Step 3: Rebuild headings as actual Word styles
Converted PDFs often lose heading structure. Even if the headings still look larger or bold, that is not enough for a proper manuscript workflow. Reapply Word heading styles manually to chapter titles and section headings.
That improves both EPUB navigation and print styling. It also makes later formatting much easier if you use an automated tool like ebookconvert.pro to generate EPUB 3 and print-ready files from the cleaned DOCX.
Step 4: Fix paragraph spacing and line breaks
PDF conversion often creates ugly spacing patterns. Replace manual line breaks with normal paragraphs where needed. Then standardize spacing before and after paragraphs so the manuscript behaves consistently.
A quick cleanup checklist:
- Remove double spaces after sentences if they were introduced in conversion
- Replace hard returns inside paragraphs with proper paragraph breaks
- Normalize indentation
- Remove extra blank lines between paragraphs unless they are intentional
Step 5: Review images, captions, tables, and footnotes
These are the most common trouble spots. A converter may place an image in the right general area but detach the caption. Tables may come through as plain text with the columns scrambled. Footnotes can shift to the end of the document or lose numbering.
For book production, make each of these elements intentional again:
- Reinsert images at the correct location
- Write captions in a consistent style
- Rebuild tables if the structure is damaged
- Check that notes and endnotes still make sense in sequence
Step 6: Strip out page-specific artifacts
A PDF often contains things that should not survive into a manuscript file, such as running headers, footer text, crop marks, or page numbers. If they are baked into the DOCX, remove them before you format the book.
This is especially important if the file will later be turned into EPUB, because ebook readers do not use page-based layouts the way print does.
Common PDF conversion problems and how to fix them
Even a decent converter will leave a few issues behind. The good news is that most of them are fixable if you know what to look for.
Problem: broken chapter titles
Sometimes a chapter heading becomes two lines with strange spacing, or the first word gets separated from the rest. Fix the title manually and apply the correct heading style.
Problem: merged paragraphs
When the converter fails to detect paragraph boundaries, multiple paragraphs can collapse into one long block. Reinsert paragraph breaks based on meaning, not page appearance.
Problem: weird hyphenation
PDF line endings can leave words split across lines. Search for broken hyphens and decide whether they are real hyphenated words or conversion artifacts.

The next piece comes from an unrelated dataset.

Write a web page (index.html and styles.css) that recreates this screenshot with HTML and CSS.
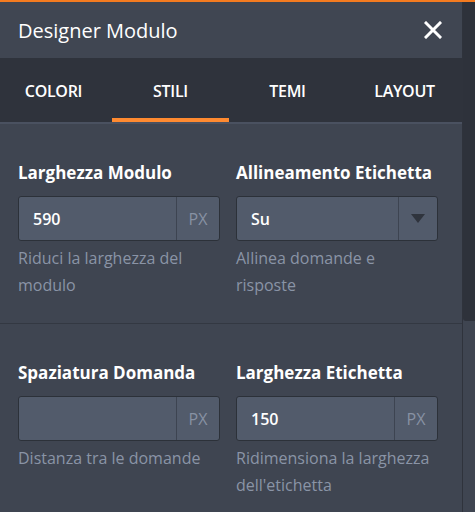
FILE: index.html
```html
<!DOCTYPE html>
<html>
<head>
  <title>Designer Modulo</title>
  <link rel="stylesheet" href="styles.css">
</head>
<body>
  <div class="designer">
    <div class="panel">
      <div class="panel-header">
        <h1 class="panel-title">Designer Modulo</h1>
        <button class="close-btn" aria-label="Chiudi">
          <svg width="18" height="18" viewBox="0 0 18 18"><path d="M2 2L16 16M16 2L2 16" stroke="#fff" stroke-width="3" stroke-linecap="square"/></svg>
        </button>
      </div>

      <!-- Tabs -->
      <div class="tabs">
        <div class="tab">COLORI</div>
        <div class="tab active">STILI</div>
        <div class="tab">TEMI</div>
        <div class="tab">LAYOUT</div>
      </div>

      <div class="section first">
        <div class="field">
          <div class="field-label">Larghezza Modulo</div>
          <div class="input-group">
            <div class="input-value">590</div>
            <div class="input-addon">PX</div>
          </div>
          <div class="field-help">Riduci la larghezza del modulo</div>
        </div>
        <div class="field">
          <div class="field-label">Allineamento Etichetta</div>
          <div class="input-group">
            <div class="input-value">Su</div>
            <div class="input-addon select-arrow"><span class="triangle"></span></div>
          </div>
          <div class="field-help">Allinea domande e risposte</div>
        </div>
      </div>

      <div class="section">
        <div class="field">
          <div class="field-label">Spaziatura Domanda</div>
          <div class="input-group">
            <div class="input-value"></div>
            <div class="input-addon">PX</div>
          </div>
          <div class="field-help">Distanza tra le domande</div>
        </div>
        <div class="field">
          <div class="field-label">Larghezza Etichetta</div>
          <div class="input-group">
            <div class="input-value">150</div>
            <div class="input-addon">PX</div>
          </div>
          <div class="field-help">Ridimensiona la larghezza dell'etichetta</div>
        </div>
      </div>
    </div>

    <div class="scrollbar"><div class="scroll-thumb"></div></div>
  </div>
</body>
</html>
```

FILE: styles.css
```css
  html, body {
    margin: 0;
    height: 100%;
  }

  body {
    background-color: #3f4551;
    font-family: "Open Sans", sans-serif;
    color: #ffffff;
    overflow: hidden;
  }

  /* Whole designer */
  .designer {
    display: flex;
    height: 100%;
    border-top: 2px solid #f47b20;
    box-sizing: border-box;
  }

  .panel {
    flex: 1;
    min-width: 0;
    overflow: hidden;
  }

  /* Header */
  .panel-header {
    height: 56px;
    display: flex;
    align-items: center;
    justify-content: space-between;
    padding: 0 20px 0 18px;
    background-color: #404652;
  }

  .panel-title {
    margin: 0;
    font-size: 20px;
    font-weight: 400;
    letter-spacing: 0;
  }

  .close-btn {
    background: none;
    border: none;
    padding: 0;
    display: flex;
    cursor: pointer;
  }

  /* Tabs */
  .tabs {
    display: grid;
    grid-template-columns: repeat(4, 117px);
    margin-left: -5px;
    background-color: #2f333c;
    border-bottom: 2px solid #4a5160;
  }

  .tab {
    height: 64px;
    display: flex;
    align-items: center;
    justify-content: center;
    font-size: 16px;
    font-weight: 600;
    letter-spacing: -0.3px;
    box-sizing: border-box;
    padding-top: 2px;
  }

  .tab.active {
    border-bottom: 4px solid #ff8a30;
    padding-top: 6px;
  }

  /* Sections */
  .section {
    display: grid;
    grid-template-columns: 202px 202px;
    column-gap: 16px;
    padding: 38px 18px 24px;
    border-bottom: 1px solid #333842;
  }

  .field-label {
    font-size: 17px;
    font-weight: 700;
    line-height: 22px;
    margin-bottom: 12px;
  }

  .input-group {
    display: flex;
    height: 45px;
    border: 1px solid #2c3139;
    border-radius: 3px;
    background-color: #525b6b;
    box-sizing: border-box;
  }

  .input-value {
    flex: 1;
    display: flex;
    align-items: center;
    padding-left: 14px;
    font-size: 16px;
    font-weight: 600;
  }

  .input-addon {
    width: 42px;
    display: flex;
    align-items: center;
    justify-content: center;
    border-left: 1px solid #3d4451;
    color: #8791a3;
    font-size: 16px;
  }

  .select-arrow {
    width: 38px;
  }

  .triangle {
    width: 0;
    height: 0;
    border-left: 7px solid transparent;
    border-right: 7px solid transparent;
    border-top: 9px solid #2f343d;
  }

  .field-help {
    margin-top: 4px;
    font-size: 16px;
    line-height: 27px;
    color: #8a94a6;
  }

  /* Fake scrollbar */
  .scrollbar {
    width: 12px;
    background-color: #3f4551;
    border-left: 1px solid #2f333c;
  }

  .scroll-thumb {
    height: 319px;
    background-color: #2e323b;
    border-bottom-left-radius: 3px;
  }
```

Problem: missing italics or bold
OCR and extraction tools sometimes miss inline emphasis. This matters for fiction, references, and foreign terms. Spot-check key passages and restore emphasis where needed.
Problem: tables that no longer line up
If the table is simple, rebuild it in Word. If it is complex and the exact layout matters, you may need to redesign it rather than preserve the PDF version.
Best practices for preparing the DOCX for EPUB and print
A cleaned DOCX is not the finish line. It should be prepared for the next stage: ebook conversion, print interior formatting, or both.
Here is a practical checklist before export:
- Use proper heading styles for chapters and sections
- Keep body text consistent throughout the manuscript
- Check that all images are placed intentionally
- Verify front matter order: title page, copyright, dedication, TOC, and so on
- Confirm any scene breaks or section breaks are represented clearly
- Remove hidden junk from the PDF conversion process
If you are publishing both ebook and print editions, this is the point where a workflow platform can save time. For example, ebookconvert.pro can take a cleaned DOCX and generate both EPUB and print-ready outputs from the same manuscript structure, which is much easier than maintaining separate versions by hand.
What to do if the PDF is too messy to convert cleanly
Sometimes the honest answer is that the PDF is not a good source file. If the manuscript came from a heavily styled layout or a poor scan, you may spend less time rebuilding it than trying to salvage it.
Consider rebuilding from scratch if:
- The PDF is image-only and OCR quality is bad
- Text is split across columns and sidebars
- Tables and figures are central to the book and must be exact
- The PDF has many author corrections or comments layered on top
- The document includes complex design elements you do not need in the final book
In some cases, a manual rewrite of the core manuscript into a fresh DOCX is faster than repairing a badly converted file.
How to know if your converted DOCX is ready
Before you move on to formatting, use this quick quality check:
- Can you edit every paragraph normally?
- Are chapter titles clearly separated from body text?
- Did the conversion preserve the content in the right order?
- Do images and captions still match?
- Are there any strange line breaks, headers, or page artifacts left over?
- Would the manuscript be understandable to a proofreader who has never seen the PDF?
If the answer to most of those questions is yes, you have a usable DOCX. If not, keep cleaning before you format.
PDF to DOCX conversion for book formatting: the practical takeaway
The best PDF to DOCX conversion for book formatting is not about preserving the look of the PDF. It is about recovering the manuscript in a form you can actually edit, structure, and publish.
Use PDF-to-DOCX conversion when the PDF is your source of truth, but expect cleanup. Rebuild styles, repair paragraph structure, and review images and tables carefully. Once the DOCX is clean, it becomes much easier to create EPUB and print interiors without fighting the file at every step.
If your workflow starts with a locked PDF and ends with a publishable book, the conversion step is just the bridge. The real quality comes from what you do after the file is back in Word.